Handkerchief, In Memoriam, 1901

This is a Handkerchief. It is dated 1901 and we acquired it in 2008. Its medium is cotton and its technique is printed by engraved roller on plain weave. It is a part of the Textiles department.

Since the initial development of copperplate printing in the mid-18th century, designs for textiles have included scenes commemorating political, military, or cultural events of the day, all taken from contemporary engravings. In 1783, Thomas Bell patented a roller printing machine, exponentially increasing the speed at which textiles could be printed while decreasing the cost at which they could be produced. Throughout the 19th century, England’s textile printing industry surpassed that of any other nation. The mechanization of textile printing made textile ephemera affordable, and every 19th-century royal event, political campaign, engineering feat, and military success was accompanied by printed souvenir fabrics. While handkerchiefs were the favored format for souvenir fabrics (and remained so until the introduction of silkscreened t-shirts in the 1960s), some designs were printed on yardage goods that were clearly intended to be used for clothing, curtains, bed hangings, and other household purposes.
The long and popular reign of Queen Victoria, from 1837 to 1901, provided many opportunities for merchandising—from her coronation to her wedding and numerous anniversaries. This memorial handkerchief is quite poorly printed, clearly made in haste following the Queen’s death, but has a piquant urgency, like a news bulletin, providing a good example of the temporal nature of these printed handkerchiefs.
This kerchief is proposed for acquisition along with other souvenir fabrics, including a kerchief printed for the Golden Jubilee in 1887 and another printed for the Diamond Jubilee in 1897. As a group, these provide an excellent demonstration of how costly sets of printing blocks and rollers were repurposed for various designs. These pieces complement each other and expand upon the British souvenir fabrics currently held by the museum, including one dating from 1837 depicting the coronation and another yardage fabric from the 1897 celebrations.

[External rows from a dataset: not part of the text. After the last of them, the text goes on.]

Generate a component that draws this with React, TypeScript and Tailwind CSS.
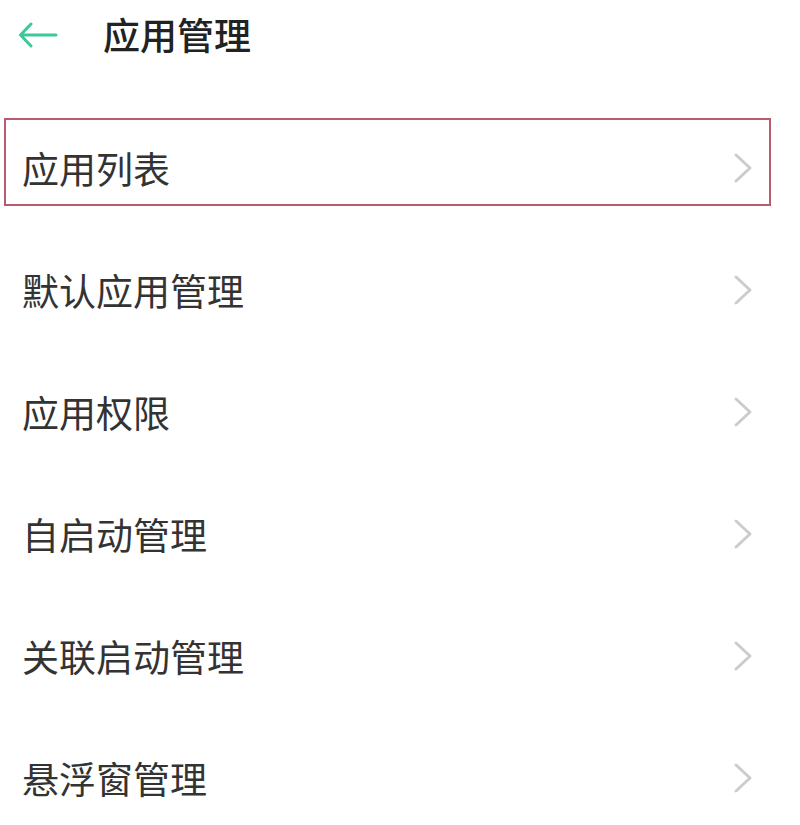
import React from "react";

const items = ["应用列表", "默认应用管理", "应用权限", "自启动管理", "关联启动管理", "悬浮窗管理"];

function Chevron() {
  return (
    <svg width="22" height="32" viewBox="0 0 22 32" fill="none" className="shrink-0">
      <path d="M4 3 L18 16 L4 29" stroke="#cccccc" strokeWidth="3" strokeLinecap="round" strokeLinejoin="round" />
    </svg>
  );
}

export default function App() {
  return (
    <div
      className="w-[800px] h-[825px] overflow-hidden bg-white"
      style={{ fontFamily: '"Noto Sans CJK SC", "Noto Sans", sans-serif' }}
    >
      <header className="flex h-[70px] items-center">
        <svg width="40" height="26" viewBox="0 0 40 26" fill="none" className="ml-[18px]">
          <path
            d="M38 13 H3 M13 2 L2.5 13 L13 24"
            stroke="#3ec898"
            strokeWidth="3"
            strokeLinecap="round"
            strokeLinejoin="round"
          />
        </svg>
        <h1 className="ml-[45px] text-[37px] font-medium text-[#222222]">应用管理</h1>
      </header>

      <ul className="mt-[37px]">
        {items.map((label, i) => (
          <li key={label} className="relative flex h-[122px] items-center justify-between pl-[22px] pr-[46px]">
            {i === 0 && (
              <div className="pointer-events-none absolute left-[4px] top-[11px] h-[88px] w-[767px] border-2 border-[#b95a6f]" />
            )}
            <span className="text-[37px] leading-none text-[#333333]">{label}</span>
            <Chevron />
          </li>
        ))}
      </ul>
    </div>
  );
}
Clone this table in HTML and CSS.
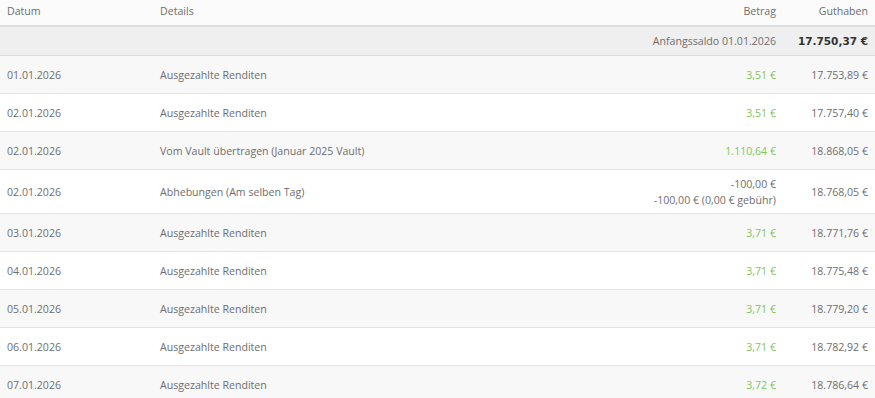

This object was featured in our Object of the Day series in a post titled In Memoriam.

This object was donated by Paul F. Walter. It is credited Gift of Paul F. Walter.

Our curators have highlighted 1 object that are related to this one.

Its dimensions are

H x W: 37.8 x 37.8 cm (14 7/8 x 14 7/8 in.)

Cite this object as

Handkerchief, In Memoriam, 1901; England; cotton; H x W: 37.8 x 37.8 cm (14 7/8 x 14 7/8 in.); Gift of Paul F. Walter; 2008-21-1

This object was previously on display as a part of the exhibition Maira Kalman Selects.

This object has no known Copyright restrictions.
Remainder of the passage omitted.